#### [Task]
Draw out every line with the word "React" from the listing below.

════════════════════

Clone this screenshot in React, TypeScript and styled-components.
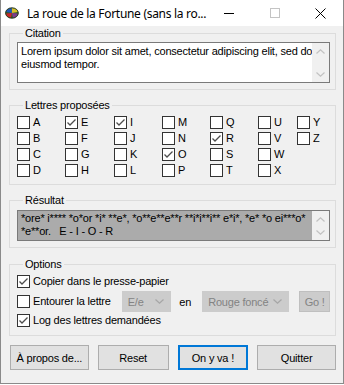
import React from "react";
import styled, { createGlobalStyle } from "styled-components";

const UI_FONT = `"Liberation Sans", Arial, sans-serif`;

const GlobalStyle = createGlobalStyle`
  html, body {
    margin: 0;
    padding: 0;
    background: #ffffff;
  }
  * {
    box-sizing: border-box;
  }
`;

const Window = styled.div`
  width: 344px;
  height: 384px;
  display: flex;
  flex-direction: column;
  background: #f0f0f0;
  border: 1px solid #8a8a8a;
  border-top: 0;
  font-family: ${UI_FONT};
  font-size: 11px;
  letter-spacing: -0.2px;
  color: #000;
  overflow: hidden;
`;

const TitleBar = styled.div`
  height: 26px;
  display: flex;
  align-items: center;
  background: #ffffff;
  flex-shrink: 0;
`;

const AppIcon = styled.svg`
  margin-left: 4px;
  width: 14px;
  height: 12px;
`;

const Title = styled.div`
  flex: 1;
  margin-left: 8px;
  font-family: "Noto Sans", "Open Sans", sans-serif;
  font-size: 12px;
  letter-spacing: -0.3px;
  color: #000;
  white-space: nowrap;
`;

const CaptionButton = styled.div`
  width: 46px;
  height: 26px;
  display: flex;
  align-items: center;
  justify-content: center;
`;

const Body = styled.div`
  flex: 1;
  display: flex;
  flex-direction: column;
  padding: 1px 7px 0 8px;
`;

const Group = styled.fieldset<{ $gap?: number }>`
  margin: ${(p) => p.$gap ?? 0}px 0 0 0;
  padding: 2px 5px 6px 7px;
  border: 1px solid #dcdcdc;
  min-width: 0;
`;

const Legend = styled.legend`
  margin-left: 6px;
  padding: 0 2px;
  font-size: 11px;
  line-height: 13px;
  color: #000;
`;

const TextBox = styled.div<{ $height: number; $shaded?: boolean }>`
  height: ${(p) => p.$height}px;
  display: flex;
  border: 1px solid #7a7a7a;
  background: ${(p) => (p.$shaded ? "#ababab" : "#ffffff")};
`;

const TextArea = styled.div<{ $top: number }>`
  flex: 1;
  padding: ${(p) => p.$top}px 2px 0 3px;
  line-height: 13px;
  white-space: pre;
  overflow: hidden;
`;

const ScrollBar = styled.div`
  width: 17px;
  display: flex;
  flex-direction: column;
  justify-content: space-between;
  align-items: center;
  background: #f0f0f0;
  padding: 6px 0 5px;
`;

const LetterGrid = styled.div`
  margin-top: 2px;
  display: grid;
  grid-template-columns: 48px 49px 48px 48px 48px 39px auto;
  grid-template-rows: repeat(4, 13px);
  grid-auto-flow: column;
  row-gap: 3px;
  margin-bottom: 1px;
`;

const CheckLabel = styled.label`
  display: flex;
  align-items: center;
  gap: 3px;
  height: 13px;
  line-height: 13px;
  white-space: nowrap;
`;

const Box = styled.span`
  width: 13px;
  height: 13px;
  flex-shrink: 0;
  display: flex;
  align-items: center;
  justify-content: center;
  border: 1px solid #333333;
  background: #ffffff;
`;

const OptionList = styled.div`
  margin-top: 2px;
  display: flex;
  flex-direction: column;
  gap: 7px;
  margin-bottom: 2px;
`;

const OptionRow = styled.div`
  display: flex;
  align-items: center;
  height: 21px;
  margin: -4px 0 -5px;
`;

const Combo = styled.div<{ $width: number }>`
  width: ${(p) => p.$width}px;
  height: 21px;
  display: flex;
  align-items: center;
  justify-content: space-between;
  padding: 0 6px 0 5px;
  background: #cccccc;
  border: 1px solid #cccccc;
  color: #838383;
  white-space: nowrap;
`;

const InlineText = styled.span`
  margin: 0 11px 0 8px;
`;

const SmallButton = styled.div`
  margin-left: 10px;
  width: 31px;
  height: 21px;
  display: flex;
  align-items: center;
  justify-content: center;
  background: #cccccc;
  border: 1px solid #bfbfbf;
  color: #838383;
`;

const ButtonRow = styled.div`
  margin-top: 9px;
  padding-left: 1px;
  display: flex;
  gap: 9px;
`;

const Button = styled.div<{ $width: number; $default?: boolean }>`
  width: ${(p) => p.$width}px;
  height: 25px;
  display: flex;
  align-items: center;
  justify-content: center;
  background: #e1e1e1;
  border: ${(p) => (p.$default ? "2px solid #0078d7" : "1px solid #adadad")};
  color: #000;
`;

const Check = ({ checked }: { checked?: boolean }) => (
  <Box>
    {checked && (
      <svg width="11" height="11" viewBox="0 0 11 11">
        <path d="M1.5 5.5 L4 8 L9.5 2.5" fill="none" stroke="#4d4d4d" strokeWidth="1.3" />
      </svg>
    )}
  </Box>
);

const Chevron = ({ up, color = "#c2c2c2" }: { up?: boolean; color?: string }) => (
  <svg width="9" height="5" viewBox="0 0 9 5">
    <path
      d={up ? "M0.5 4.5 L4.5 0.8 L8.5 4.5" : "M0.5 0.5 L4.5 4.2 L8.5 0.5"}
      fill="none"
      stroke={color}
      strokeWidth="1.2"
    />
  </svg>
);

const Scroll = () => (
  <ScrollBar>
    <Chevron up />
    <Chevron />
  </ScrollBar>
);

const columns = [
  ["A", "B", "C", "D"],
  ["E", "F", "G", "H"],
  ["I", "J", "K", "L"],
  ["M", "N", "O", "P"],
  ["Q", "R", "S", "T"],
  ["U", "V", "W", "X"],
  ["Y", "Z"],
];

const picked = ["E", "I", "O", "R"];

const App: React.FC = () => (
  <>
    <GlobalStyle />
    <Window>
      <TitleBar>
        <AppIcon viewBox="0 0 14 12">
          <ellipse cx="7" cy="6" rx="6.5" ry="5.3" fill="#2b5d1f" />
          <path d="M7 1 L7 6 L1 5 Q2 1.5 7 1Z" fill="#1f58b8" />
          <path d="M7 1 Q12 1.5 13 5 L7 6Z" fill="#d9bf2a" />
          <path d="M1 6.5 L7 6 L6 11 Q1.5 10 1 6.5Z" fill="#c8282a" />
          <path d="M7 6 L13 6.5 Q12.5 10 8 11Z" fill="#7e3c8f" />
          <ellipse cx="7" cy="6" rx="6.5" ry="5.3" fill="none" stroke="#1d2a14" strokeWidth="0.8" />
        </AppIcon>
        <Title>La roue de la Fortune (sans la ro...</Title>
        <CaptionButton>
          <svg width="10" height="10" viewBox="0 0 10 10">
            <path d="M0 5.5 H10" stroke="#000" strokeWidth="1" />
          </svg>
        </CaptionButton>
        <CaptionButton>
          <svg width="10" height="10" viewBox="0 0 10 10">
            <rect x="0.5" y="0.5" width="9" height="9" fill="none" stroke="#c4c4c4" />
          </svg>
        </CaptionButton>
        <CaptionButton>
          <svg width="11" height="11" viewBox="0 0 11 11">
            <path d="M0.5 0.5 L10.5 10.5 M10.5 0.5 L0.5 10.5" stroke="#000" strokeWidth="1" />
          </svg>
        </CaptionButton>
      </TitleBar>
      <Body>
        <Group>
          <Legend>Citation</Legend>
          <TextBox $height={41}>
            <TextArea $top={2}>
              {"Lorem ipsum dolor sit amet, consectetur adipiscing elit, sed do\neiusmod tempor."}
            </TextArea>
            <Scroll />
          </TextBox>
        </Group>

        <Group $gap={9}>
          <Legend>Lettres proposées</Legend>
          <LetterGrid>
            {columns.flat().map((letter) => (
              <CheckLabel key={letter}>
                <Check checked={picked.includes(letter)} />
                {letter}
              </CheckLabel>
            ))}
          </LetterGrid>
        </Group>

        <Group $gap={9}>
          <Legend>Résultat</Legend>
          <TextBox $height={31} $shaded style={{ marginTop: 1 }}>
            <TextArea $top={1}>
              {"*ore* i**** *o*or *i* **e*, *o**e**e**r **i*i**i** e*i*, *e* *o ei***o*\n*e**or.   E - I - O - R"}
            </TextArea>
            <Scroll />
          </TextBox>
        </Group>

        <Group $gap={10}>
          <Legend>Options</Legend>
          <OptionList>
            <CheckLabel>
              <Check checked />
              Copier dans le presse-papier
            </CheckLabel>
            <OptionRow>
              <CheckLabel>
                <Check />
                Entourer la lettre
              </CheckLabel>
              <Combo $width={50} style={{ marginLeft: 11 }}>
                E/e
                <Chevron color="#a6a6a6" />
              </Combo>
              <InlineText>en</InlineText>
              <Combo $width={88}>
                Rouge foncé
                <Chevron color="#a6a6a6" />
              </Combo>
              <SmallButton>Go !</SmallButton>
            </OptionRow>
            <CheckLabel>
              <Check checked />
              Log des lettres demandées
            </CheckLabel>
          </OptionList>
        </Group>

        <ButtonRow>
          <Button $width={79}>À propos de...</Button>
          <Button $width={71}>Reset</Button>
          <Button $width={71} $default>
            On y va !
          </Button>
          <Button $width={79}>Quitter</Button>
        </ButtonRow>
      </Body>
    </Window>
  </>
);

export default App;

════════════════════

#### [Solution to the problem]
Clone this screenshot in React, TypeScript and styled-components.
import React from "react";
const App: React.FC = () => (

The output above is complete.